= Assu =

Seventh month of the Punjabi calendar

Assū (Shahmukhi: ; Gurmukhi: ਅੱਸੂ, /pa/), also spelt as Asu, is the seventh month of the Punjabi calendar, as well as the Nanakshahi calendar, which governs the Sikh tradition. The Nanakshahi solar month of Asu I begins on September 5th, after Bhadon, and ends on October 5th, being followed by Katik I. The traditional Punjabi Bikrami lunisolar month begins on the day after the Bhadon full moon and ends on the Assu full moon.

This month coincides with Ashvin in the Hindu calendar and the Indian national calendar, and September and October in the Gregorian and Julian calendars and is 30 days long.

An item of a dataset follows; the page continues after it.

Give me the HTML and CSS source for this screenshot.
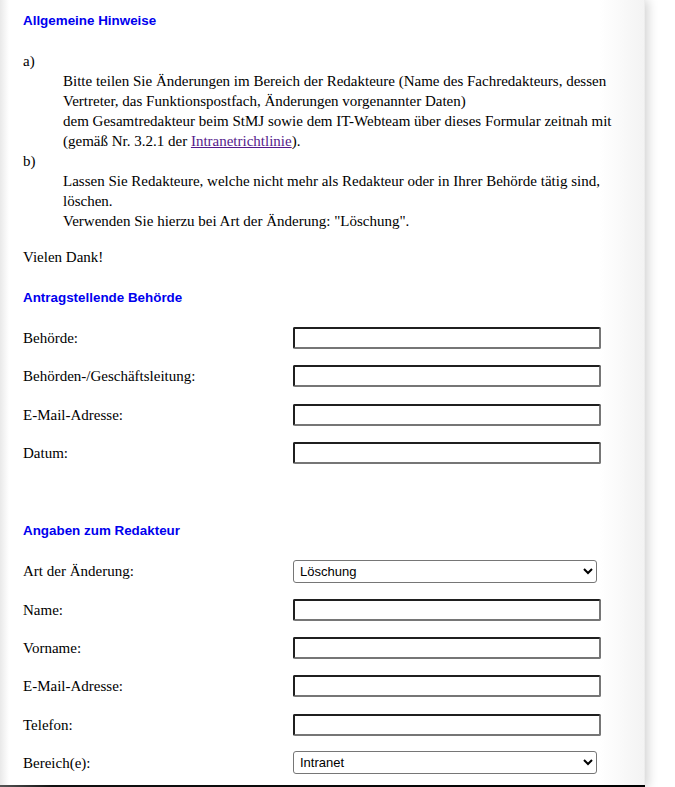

==Important events during this month==
===September===
- September 15 (1 Assu) - The start of the month Assu
- September 16 (2 Assu) - Joti Jot of Guru Amar Das Ji
- September 16 (2 Assu) - Gur Gadi of Guru Ram Das Ji
- September 16 (2 Assu) - Joti Jot of Guru Ram Das Ji
- September 16 (2 Assu) - Gur Gadi of Guru Arjan Dev Ji
- September 18 (4 Assu) - Gur Gadi of Guru Angad Dev Ji
- September 22 (8 Assu) - Joti Jot of Guru Nanak Dev Ji

===October===

- October 9 (25 Assu) - Birth of Guru Ram Das Ji
- October 15 (1 Katak) - The end of the month Assu and the start of Katak

=== Hindu Festivals Based on Lunar Dates ===

- Assu 1-15: Shraadh (ਸਰਾਧ) - A sixteen day period when Hindus honour and perform rites dedicated to their deceased ancestors which begins on the last day of Bhadon and ends on the 15th day of Assu. It is known as Pitru Paksha in other parts of India
- Assu 8: Sutre Vart (ਸੂਤਰ ਵਰਤ) - The last day of the sixteen-day Mahalakshmi fasting period when fasts are broken on this day after offering prayers to the moon and stars.
- Assu 16-23: Naurate (ਨਰਾਤੇ) - The major Hindu 9 day festival of fasting, dancing, and merrymaking dedicated to Goddess Durga and her avatars which is also known in Punjab as Sanjhi (ਸਾਂਝੀ) and as Navratri in other parts of India. It is observed with the sowing of barley in household pots and the tradition of making a barota (banyan tree) and Sanjhi Mata (Goddess Parvati) out of earthen material to worship for nine days.
- Assu 22: Durga Atthe (ਦੁਰਗਾ ਅੱਠੇ) - The 8th day of Naurate when young girls are worshipped as forms of the goddess in a rite called kanjakan when puris with kala chana along with halwa is offered as parshad. It is known as Durga Ashtami in other parts of India
- Assu 23: Maha Naumi (ਮਹਾਂ ਨੌਮੀ) - The 9th day of Naurate. Fasts are usually broken on this day or on the 8th day of Naurate. It is known as Maha Navami in other parts of India
- Assu 24: Dushehra (ਦੁਸ਼ਹਿਰਾ) - The 10th day culminating Naurate which celebrates the victory of Durga over Mahishasura and Rama over Ravana. The earthen made Sanjhi Mata is immersed in local waterbodies during the early morning and the offerings collected during the nine days are offered to ants and banyan trees. The barley shoots are placed on the ears of Punjabi Hindu men and boys by their sisters. It is known as Vijayadashami in other parts of India.
- Assu 30: Gadbade (ਗੜਬੜੇ) - The full moon and last day of Assu when Punjabi and Haryanvi Hindu children carry decorated earthen pots containing lamps and go house to house to collect money and sweets. It is believed to be the day when Radha and Krishna performed the raslila. It is known as Sharada Purnima in other parts of India.